» What the task requires: Your answer should be a single number: the count of lines in the material below that hold "this".

» Records:
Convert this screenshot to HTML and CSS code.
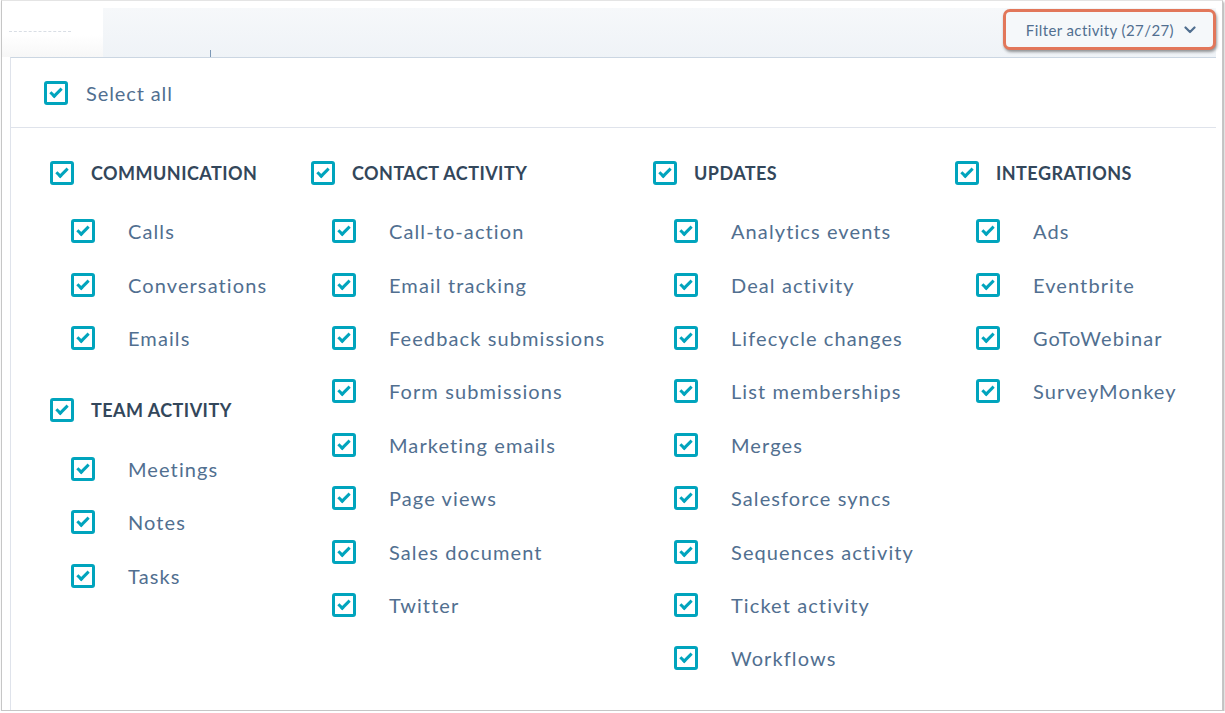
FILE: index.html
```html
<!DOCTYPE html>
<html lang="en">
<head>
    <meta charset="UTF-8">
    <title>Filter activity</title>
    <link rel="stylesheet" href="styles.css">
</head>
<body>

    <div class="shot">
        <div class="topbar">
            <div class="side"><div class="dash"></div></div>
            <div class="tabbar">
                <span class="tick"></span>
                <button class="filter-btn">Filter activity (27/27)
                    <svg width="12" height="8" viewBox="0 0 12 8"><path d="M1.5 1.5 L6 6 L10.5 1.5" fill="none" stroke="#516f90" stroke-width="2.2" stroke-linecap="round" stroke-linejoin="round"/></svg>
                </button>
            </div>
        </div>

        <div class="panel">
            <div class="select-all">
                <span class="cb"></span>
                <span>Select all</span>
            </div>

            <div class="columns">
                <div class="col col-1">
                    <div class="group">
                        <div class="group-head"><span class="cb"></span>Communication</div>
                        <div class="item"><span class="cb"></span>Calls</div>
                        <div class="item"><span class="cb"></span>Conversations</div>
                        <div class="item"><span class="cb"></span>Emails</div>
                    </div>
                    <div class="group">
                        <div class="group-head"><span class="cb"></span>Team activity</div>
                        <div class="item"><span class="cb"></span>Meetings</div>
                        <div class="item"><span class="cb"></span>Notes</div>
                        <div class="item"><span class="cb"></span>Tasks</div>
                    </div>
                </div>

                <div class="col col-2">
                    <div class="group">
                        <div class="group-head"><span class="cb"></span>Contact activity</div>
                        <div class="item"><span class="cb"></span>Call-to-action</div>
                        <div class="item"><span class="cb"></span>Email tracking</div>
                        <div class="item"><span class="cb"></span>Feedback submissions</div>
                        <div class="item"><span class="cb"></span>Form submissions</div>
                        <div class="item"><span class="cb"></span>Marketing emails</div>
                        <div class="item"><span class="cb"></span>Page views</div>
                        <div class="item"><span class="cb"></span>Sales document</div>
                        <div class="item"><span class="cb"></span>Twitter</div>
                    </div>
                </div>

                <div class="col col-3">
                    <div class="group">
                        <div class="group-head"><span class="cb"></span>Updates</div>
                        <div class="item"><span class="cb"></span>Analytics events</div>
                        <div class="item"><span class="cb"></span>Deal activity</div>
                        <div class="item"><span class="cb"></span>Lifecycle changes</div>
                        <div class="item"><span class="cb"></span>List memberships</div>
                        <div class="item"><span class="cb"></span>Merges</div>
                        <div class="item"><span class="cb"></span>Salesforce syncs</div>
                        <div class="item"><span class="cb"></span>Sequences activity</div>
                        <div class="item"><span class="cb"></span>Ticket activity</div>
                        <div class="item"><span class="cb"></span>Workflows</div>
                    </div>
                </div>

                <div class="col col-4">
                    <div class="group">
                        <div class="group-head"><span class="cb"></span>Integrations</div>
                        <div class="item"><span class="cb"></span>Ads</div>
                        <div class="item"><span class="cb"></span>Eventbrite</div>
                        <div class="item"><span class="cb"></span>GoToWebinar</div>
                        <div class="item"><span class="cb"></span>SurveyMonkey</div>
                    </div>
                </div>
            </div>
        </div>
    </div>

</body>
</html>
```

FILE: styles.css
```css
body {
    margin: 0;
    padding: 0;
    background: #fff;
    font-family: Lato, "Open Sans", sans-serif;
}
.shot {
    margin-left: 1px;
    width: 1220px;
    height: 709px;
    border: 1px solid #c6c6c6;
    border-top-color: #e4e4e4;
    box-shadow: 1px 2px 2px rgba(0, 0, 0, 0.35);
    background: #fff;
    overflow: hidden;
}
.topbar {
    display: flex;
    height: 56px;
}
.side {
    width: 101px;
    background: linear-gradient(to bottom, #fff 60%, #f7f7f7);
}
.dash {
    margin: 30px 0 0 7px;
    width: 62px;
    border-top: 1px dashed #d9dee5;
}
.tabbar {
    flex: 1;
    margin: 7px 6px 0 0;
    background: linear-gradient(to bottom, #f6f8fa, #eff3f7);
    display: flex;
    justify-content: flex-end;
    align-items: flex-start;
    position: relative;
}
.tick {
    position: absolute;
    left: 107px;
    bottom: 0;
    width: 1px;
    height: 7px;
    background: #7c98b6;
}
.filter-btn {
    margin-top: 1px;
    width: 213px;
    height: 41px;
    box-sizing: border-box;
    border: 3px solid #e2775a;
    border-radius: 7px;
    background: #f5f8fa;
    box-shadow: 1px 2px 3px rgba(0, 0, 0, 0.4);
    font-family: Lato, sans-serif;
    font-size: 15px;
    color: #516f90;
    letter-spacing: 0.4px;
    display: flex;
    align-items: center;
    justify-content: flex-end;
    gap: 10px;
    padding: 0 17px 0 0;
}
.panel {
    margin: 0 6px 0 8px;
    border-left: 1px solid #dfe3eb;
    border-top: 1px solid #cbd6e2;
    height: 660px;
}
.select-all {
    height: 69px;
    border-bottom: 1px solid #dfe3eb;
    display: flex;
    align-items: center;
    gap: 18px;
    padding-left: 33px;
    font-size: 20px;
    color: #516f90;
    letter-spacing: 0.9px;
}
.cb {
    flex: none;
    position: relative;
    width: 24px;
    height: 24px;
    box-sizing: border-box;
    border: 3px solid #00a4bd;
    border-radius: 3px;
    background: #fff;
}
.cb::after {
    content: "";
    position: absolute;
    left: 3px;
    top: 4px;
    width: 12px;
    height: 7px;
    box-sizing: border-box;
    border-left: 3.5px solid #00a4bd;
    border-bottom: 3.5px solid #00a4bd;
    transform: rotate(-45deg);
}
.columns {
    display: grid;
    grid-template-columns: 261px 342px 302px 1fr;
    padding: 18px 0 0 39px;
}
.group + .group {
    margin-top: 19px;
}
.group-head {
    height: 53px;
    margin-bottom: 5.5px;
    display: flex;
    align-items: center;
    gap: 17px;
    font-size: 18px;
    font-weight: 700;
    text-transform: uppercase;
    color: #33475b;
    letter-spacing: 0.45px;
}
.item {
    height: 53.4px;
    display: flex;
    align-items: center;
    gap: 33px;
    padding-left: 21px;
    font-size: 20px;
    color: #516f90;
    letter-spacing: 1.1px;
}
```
---
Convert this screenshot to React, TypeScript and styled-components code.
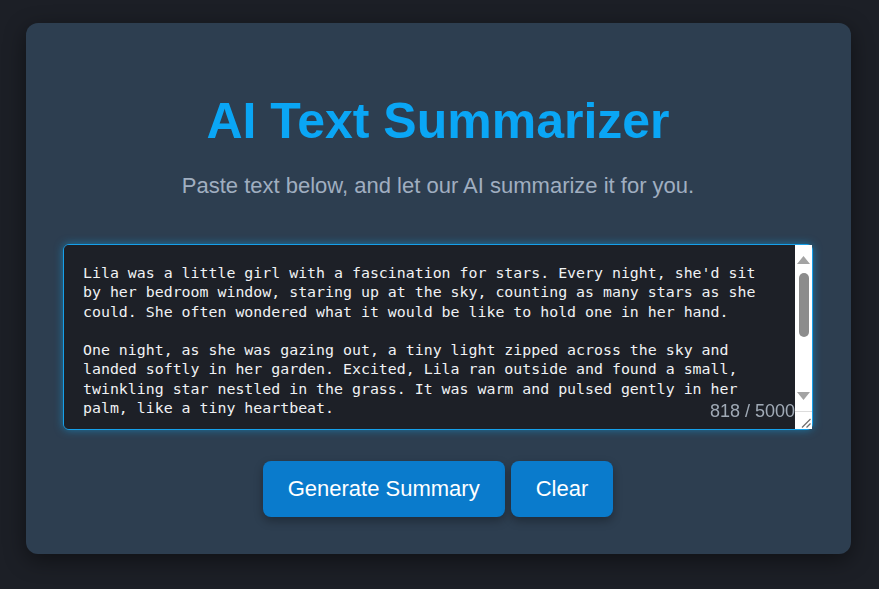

» Result: 2